Ha? Apa iya? Hehehe, sebenernya itu adalah ungkapan lebay, saking tak disangkanya pernah bisa masuk dalam lingkup ini. Hari ini masih terasa gempitanya, loh. Karena lagi musim capres, jadi perumpamaannya seperti itu.
Tahun 2017 dan 2018 saya masuk nominasi Best in Fiction Kompasiana Awards. Bangga? Tentu saja iya, karena kesempatan itu termasuk eksklusivitas di antara ribuan bahkan jutaan penulis di Kompasiana.
Saya bergabung di Kompasiana 14 Desember 2013. Cukup lama ya? Jangan dikira tulisan saya pada awal gabung sebagus sekarang, meskipun sekarang juga bisa dibilang biasa saja. Layaknya sebuah proses, semakin banyak jam terbang menulis, maka kita akan semakin piawai. Mengalir dan meluncur bak riak air menuju muara.
Ini sekedar perasaan saya saja, ketika masuk nominasi Kompasiana Awards, kuncinya adalah: tak ada hasil tanpa proses. Artinya bahwa dengan ketelatenan, maka akan menuai hasilnya.Â
Sejak kecil saya memang hobi menulis dan berkhayal. Mengkhayal sesuatu, mengarang-ngarang cerita. Hingga suatu ketika waktu SMP saya menang lomba menulis. Betapa Ayah saya bangga dengan mengkopi banyak sertifikat penghargaan kejuaraan itu, padahal juga tidak untuk apa-apa. Ayah saya juga tidak bilang, "Wah, kamu keren." Semua biasa saja. Tetapi saya bahagia, karena bisa membuat Ayah bangga dengan hobi menulis ini.

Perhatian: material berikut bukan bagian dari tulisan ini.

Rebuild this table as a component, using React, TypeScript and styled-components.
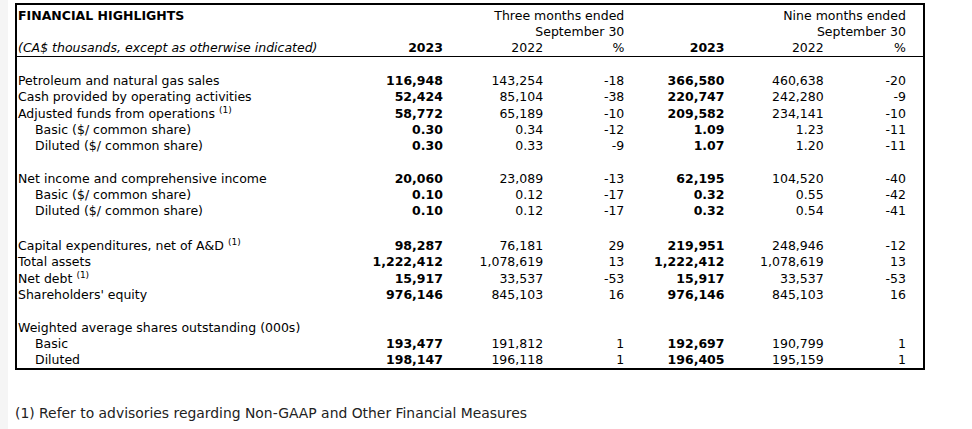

Atau ketika SMA, banyak teman yang meminta saya untuk dibuatkan puisi. Hahaha... emangnya saya pabrik puisi, ya? Etapi, saya bukannya bete, tapi malah senang, karena dengan begitu, mereka secara tidak langsung mengapresiasi karya saya dan menyukainya.
Nah, singkat cerita, hingga masanya bertemu Kompasiana, seperti menemukan sesuatu yang klik. Banyak hal yang saya dapat dari Kompasiana. Menemukan banyak teman satu frekuensi, melampiaskan hobi menulis yang menggebu-gebu, dan menambah wawasan ketika membaca karya tulisan teman lain di Kompasiana.Â
Eh, serius, sebelum bergabung di Kompasiana, saya sering bete, karena daya khayal saya tidak tertampung dengan baik. Dulu saya sering menyimpan karya tulisan di dalam komputer, atau menulis tangan di buku, hanya untuk diri sendiri.
Sedangkan di Kompasiana, ada feedback untuk karya kita. Diapresiasi dan dibaca. Sebenarnya apa sih yang membuat seorang penulis bahagia akan karyanya? Ya itu tadi. Dibaca banyak orang, dikenal, dan bermanfaat.
Semakin banyak berkarya, semakin banyak yang membaca dan menikmati tulisan kita. Alih-alih pembaca akan menunggu hasil karya dan kepo apa karya kita selanjutnya. Ini adalah salah satu proses menulis untuk mengalir menuju alurnya.